Having a sense of agency is also associated with being able to take responsibility for your actions. If you are a tarnished or terrorizing/terrified white knight, you're likely to hurt your partner's feelings and have a difficult time admitting wrongdoing as well as sincerely expressing remorse. If your shame prevents you from apologizing, when pressed, you're likely to make a statement that has an aspect of an apology but is disingenuous. This pseudoapology can take many forms. It can be a terse, blunt, one-word apology, such as, "Sorry," which implies, "I'm only going through the motions of an apology, but I don't really mean it." It can include a disclaimer that contains an element of blaming the victim; for example, "I'm sorry, but when you did...," or "I'm sorry if I hurt your feelings."
Such pseudoapologies can imply that the problem is not due to the guilty party's actions but, rather, that the person owed the apology is too sensitive and has feelings that are too easily hurt. Whatever type of pseudoapology is used, keep in mind that it really reflects the fear that your weakness will be exposed by the admission of wrongdoing, leaving you open to harmful self-judgment or criticism from others.
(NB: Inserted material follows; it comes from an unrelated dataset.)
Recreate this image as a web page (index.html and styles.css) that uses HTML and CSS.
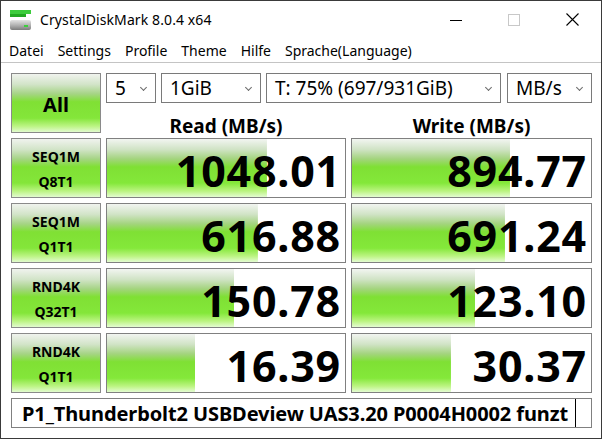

You may want to reflect on the notion that when you apologize, you are simply saying that you take responsibility for your mistake, agree that it should not have happened, and regret that your mistake adversely affected the other person. One crucial aspect of taking responsibility for your actions can be found in your future behavior.
Starting Points for Influencing Your Own Life and Taking Responsibility:
If you were to make a conscious effort to increase your affiliations with others and further your community involvement, where would you begin? What are your special interests? Find a community organization or volunteer group that addresses those interests and become involved.
Create a list of goals to promote your own personal growth. What would make you a better, happier, or healthier individual? Focus on positive qualities you want to adopt as your own. Become inspired by reading biographies and noting the qualities or behaviors you admire in the people being written about. In your daily life, notice admirable qualities in others and seek out mentors who inspire you.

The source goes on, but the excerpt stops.